**Required work**
Repeat what the lines below say, word for word, and skip every image.
━━━━━━━━
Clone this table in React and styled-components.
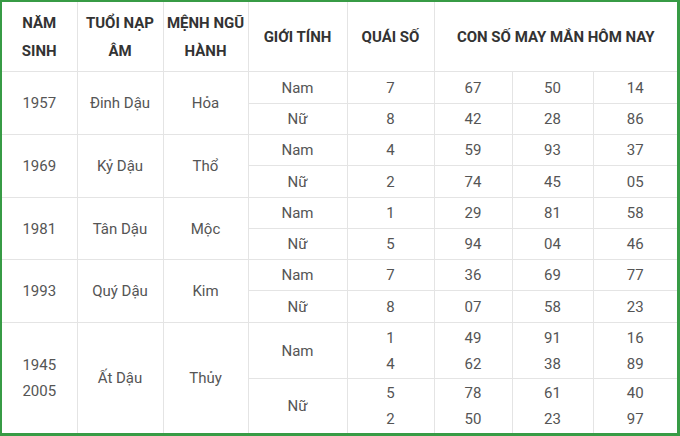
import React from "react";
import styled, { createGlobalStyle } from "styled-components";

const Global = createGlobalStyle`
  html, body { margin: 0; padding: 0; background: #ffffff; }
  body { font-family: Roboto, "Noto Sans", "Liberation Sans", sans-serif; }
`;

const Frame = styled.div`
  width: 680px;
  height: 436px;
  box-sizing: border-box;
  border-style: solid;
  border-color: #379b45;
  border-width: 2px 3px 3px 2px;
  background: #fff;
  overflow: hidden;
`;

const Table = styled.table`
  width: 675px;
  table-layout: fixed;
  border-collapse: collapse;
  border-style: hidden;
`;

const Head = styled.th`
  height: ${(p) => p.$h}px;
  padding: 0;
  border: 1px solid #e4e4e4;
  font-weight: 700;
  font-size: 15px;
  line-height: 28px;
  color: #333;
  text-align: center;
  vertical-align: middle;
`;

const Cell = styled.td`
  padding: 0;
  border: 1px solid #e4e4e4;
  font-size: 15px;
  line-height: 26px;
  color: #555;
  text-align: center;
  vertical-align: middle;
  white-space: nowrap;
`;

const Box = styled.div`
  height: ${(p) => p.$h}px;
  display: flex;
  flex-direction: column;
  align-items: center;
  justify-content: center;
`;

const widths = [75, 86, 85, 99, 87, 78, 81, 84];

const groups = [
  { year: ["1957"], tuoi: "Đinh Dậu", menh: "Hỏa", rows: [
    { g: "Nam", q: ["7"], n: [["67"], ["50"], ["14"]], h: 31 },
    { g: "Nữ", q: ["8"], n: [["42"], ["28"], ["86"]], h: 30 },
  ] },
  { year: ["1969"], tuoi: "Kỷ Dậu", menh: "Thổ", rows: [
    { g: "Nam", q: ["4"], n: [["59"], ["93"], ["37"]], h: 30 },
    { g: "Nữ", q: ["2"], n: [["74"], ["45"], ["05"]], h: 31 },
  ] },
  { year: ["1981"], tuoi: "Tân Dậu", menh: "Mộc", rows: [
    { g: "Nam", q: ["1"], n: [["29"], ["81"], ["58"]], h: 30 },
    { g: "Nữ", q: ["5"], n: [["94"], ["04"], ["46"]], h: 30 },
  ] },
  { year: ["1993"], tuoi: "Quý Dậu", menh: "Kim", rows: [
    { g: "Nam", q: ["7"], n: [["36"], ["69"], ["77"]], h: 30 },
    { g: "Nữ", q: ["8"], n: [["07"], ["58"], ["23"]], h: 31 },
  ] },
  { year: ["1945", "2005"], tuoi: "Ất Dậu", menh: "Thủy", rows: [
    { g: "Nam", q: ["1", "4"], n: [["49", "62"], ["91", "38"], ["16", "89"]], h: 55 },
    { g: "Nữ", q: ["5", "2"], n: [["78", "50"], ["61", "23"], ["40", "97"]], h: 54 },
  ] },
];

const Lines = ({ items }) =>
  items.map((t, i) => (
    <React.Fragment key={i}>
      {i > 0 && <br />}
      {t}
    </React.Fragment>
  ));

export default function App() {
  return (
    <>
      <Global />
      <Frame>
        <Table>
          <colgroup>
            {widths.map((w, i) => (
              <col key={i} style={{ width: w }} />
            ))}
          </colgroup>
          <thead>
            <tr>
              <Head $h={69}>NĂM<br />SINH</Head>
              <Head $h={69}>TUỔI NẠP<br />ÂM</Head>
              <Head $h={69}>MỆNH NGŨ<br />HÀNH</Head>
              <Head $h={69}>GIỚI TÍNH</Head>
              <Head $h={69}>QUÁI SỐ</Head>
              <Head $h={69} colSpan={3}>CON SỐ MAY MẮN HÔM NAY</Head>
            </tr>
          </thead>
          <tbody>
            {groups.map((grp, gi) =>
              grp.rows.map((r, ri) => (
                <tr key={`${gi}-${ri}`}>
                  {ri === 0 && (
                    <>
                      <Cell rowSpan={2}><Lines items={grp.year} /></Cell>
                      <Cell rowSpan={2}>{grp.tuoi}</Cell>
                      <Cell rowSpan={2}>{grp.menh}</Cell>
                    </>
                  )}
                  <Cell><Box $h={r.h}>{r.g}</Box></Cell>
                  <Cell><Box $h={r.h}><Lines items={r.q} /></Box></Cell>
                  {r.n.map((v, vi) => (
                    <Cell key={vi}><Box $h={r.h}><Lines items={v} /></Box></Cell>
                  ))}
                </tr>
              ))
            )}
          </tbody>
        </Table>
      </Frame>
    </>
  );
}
━━━━━━━━
**Completed exercise**
Clone this table in React and styled-components.
import React from "react";
import styled, { createGlobalStyle } from "styled-components";

const Global = createGlobalStyle`
  html, body { margin: 0; padding: 0; background: #ffffff; }
  body { font-family: Roboto, "Noto Sans", "Liberation Sans", sans-serif; }
`;

const Frame = styled.div`
  width: 680px;
  height: 436px;
  box-sizing: border-box;
  border-style: solid;
  border-color: #379b45;
  border-width: 2px 3px 3px 2px;
  background: #fff;
  overflow: hidden;
`;

const Table = styled.table`
  width: 675px;
  table-layout: fixed;
  border-collapse: collapse;
  border-style: hidden;
`;

const Head = styled.th`
  height: ${(p) => p.$h}px;
  padding: 0;
  border: 1px solid #e4e4e4;
  font-weight: 700;
  font-size: 15px;
  line-height: 28px;
  color: #333;
  text-align: center;
  vertical-align: middle;
`;

const Cell = styled.td`
  padding: 0;
  border: 1px solid #e4e4e4;
  font-size: 15px;
  line-height: 26px;
  color: #555;
  text-align: center;
  vertical-align: middle;
  white-space: nowrap;
`;

const Box = styled.div`
  height: ${(p) => p.$h}px;
  display: flex;
  flex-direction: column;
  align-items: center;
  justify-content: center;
`;

const widths = [75, 86, 85, 99, 87, 78, 81, 84];

const groups = [
  { year: ["1957"], tuoi: "Đinh Dậu", menh: "Hỏa", rows: [
    { g: "Nam", q: ["7"], n: [["67"], ["50"], ["14"]], h: 31 },
    { g: "Nữ", q: ["8"], n: [["42"], ["28"], ["86"]], h: 30 },
  ] },
  { year: ["1969"], tuoi: "Kỷ Dậu", menh: "Thổ", rows: [
    { g: "Nam", q: ["4"], n: [["59"], ["93"], ["37"]], h: 30 },
    { g: "Nữ", q: ["2"], n: [["74"], ["45"], ["05"]], h: 31 },
  ] },
  { year: ["1981"], tuoi: "Tân Dậu", menh: "Mộc", rows: [
    { g: "Nam", q: ["1"], n: [["29"], ["81"], ["58"]], h: 30 },
    { g: "Nữ", q: ["5"], n: [["94"], ["04"], ["46"]], h: 30 },
  ] },
  { year: ["1993"], tuoi: "Quý Dậu", menh: "Kim", rows: [
    { g: "Nam", q: ["7"], n: [["36"], ["69"], ["77"]], h: 30 },
    { g: "Nữ", q: ["8"], n: [["07"], ["58"], ["23"]], h: 31 },
  ] },
  { year: ["1945", "2005"], tuoi: "Ất Dậu", menh: "Thủy", rows: [
    { g: "Nam", q: ["1", "4"], n: [["49", "62"], ["91", "38"], ["16", "89"]], h: 55 },
    { g: "Nữ", q: ["5", "2"], n: [["78", "50"], ["61", "23"], ["40", "97"]], h: 54 },
  ] },
];

const Lines = ({ items }) =>
  items.map((t, i) => (
    <React.Fragment key={i}>
      {i > 0 && <br />}
      {t}
    </React.Fragment>
  ));

export default function App() {
  return (
    <>
      <Global />
      <Frame>
        <Table>
          <colgroup>
            {widths.map((w, i) => (
              <col key={i} style={{ width: w }} />
            ))}
          </colgroup>
          <thead>
            <tr>
              <Head $h={69}>NĂM<br />SINH</Head>
              <Head $h={69}>TUỔI NẠP<br />ÂM</Head>
              <Head $h={69}>MỆNH NGŨ<br />HÀNH</Head>
              <Head $h={69}>GIỚI TÍNH</Head>
              <Head $h={69}>QUÁI SỐ</Head>
              <Head $h={69} colSpan={3}>CON SỐ MAY MẮN HÔM NAY</Head>
            </tr>
          </thead>
          <tbody>
            {groups.map((grp, gi) =>
              grp.rows.map((r, ri) => (
                <tr key={`${gi}-${ri}`}>
                  {ri === 0 && (
                    <>
                      <Cell rowSpan={2}><Lines items={grp.year} /></Cell>
                      <Cell rowSpan={2}>{grp.tuoi}</Cell>
                      <Cell rowSpan={2}>{grp.menh}</Cell>
                    </>
                  )}
                  <Cell><Box $h={r.h}>{r.g}</Box></Cell>
                  <Cell><Box $h={r.h}><Lines items={r.q} /></Box></Cell>
                  {r.n.map((v, vi) => (
                    <Cell key={vi}><Box $h={r.h}><Lines items={v} /></Box></Cell>
                  ))}
                </tr>
              ))
            )}
          </tbody>
        </Table>
      </Frame>
    </>
  );
}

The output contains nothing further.